Comics have lately been using cultural moments in our real world as inspiration for stories that reflect how the heroes of the comic pages deal with these issues. Readers feel connected to the imaginary people, and relate to what is going on better, when they see something of their life on the page. Lockjaw #1 steers clear of the cultural and societal issues and allows readers to escape for a few minutes.

Writer Daniel Kibblesmith, yes that is his last name, used Medusa and Black Bolt sparingly in the story and let Lockjaw be the main character. Even a small cameo from Karnak didn’t stop the journey aspect that Lockjaw was on. It would be like watching Happy Hogan from Iron Man get his own storyline and only having Tony Stark appear in the story for two pages. You wouldn’t expect to stay interested, but I did. I liked Lockjaw #1 because it wasn’t an Inhuman comic. It can be fun to see something new, or a new take, as long as you are open-minded, and willing to give things a chance. I mean I even watched The Amazing Spider-Man when it hit the big screen.
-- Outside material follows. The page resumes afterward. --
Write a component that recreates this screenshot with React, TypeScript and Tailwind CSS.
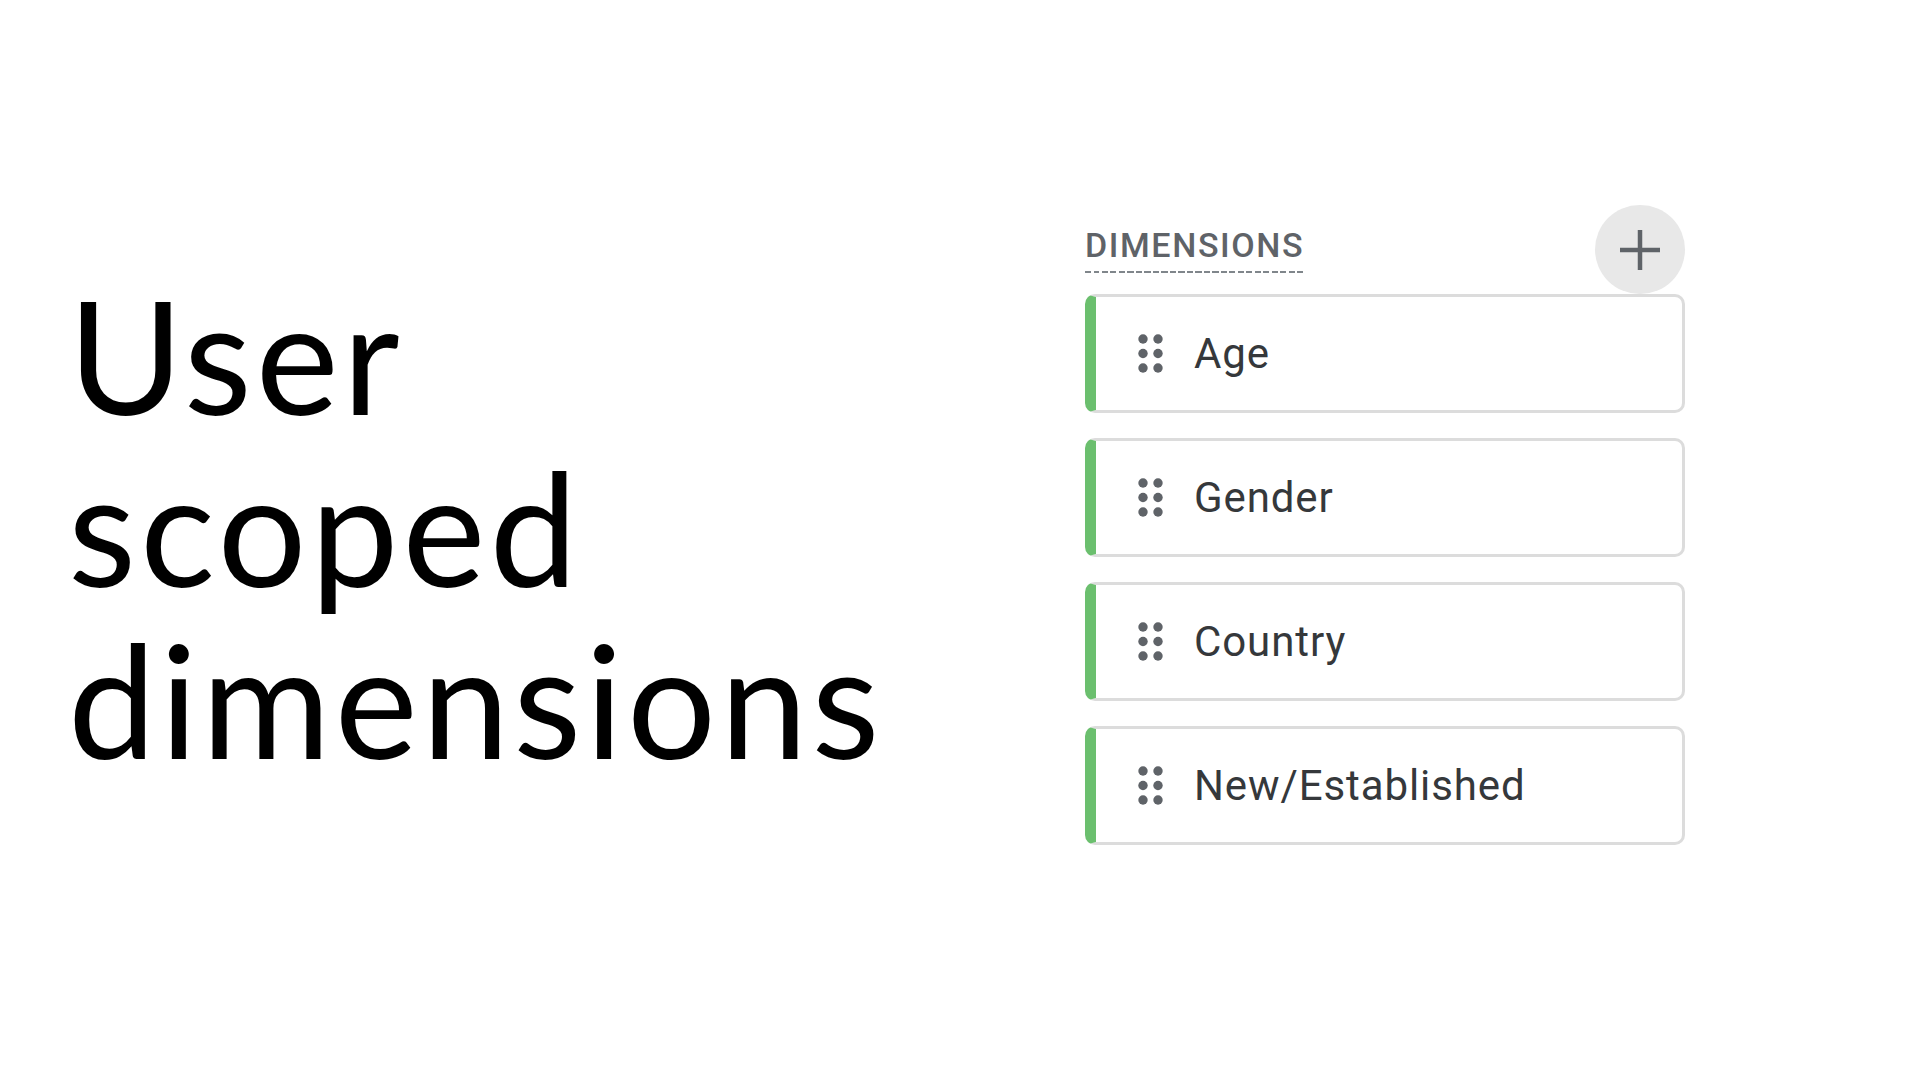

My interest peaked when the story moved to Brooklyn and we meet Dennis Dunphy. The former Demolition Man is a sad pathetic shadow of himself. Dogs have worked wonders in helping people with PTSD, and other ailments to recover and move on with their life. Lockjaw needs Dunphy, but not as much as the former Demolition Man needs Lockjaw.

Mrs. Gillespie fills that role of the kindly neighbor who accepts poor Dunphy for who he is. I knew from the first page I saw Mrs. Gillespie and her dog Bixby that this was a relative of Lockjaw. The two dogs look very similar. They don’t get to spend much time together because Lockjaw and Dunphy must fight off an attack from an armed squadron of hamsters. As ridiculous as it seems, the armed hamsters in their flying hamster ball ships was fun to watch. It made me think of the movie Bolt, and how much the hamster character Rhino made me laugh.

If you like dogs, you will like Lockjaw #1. If you are looking for a quick easy escapist read, check it out.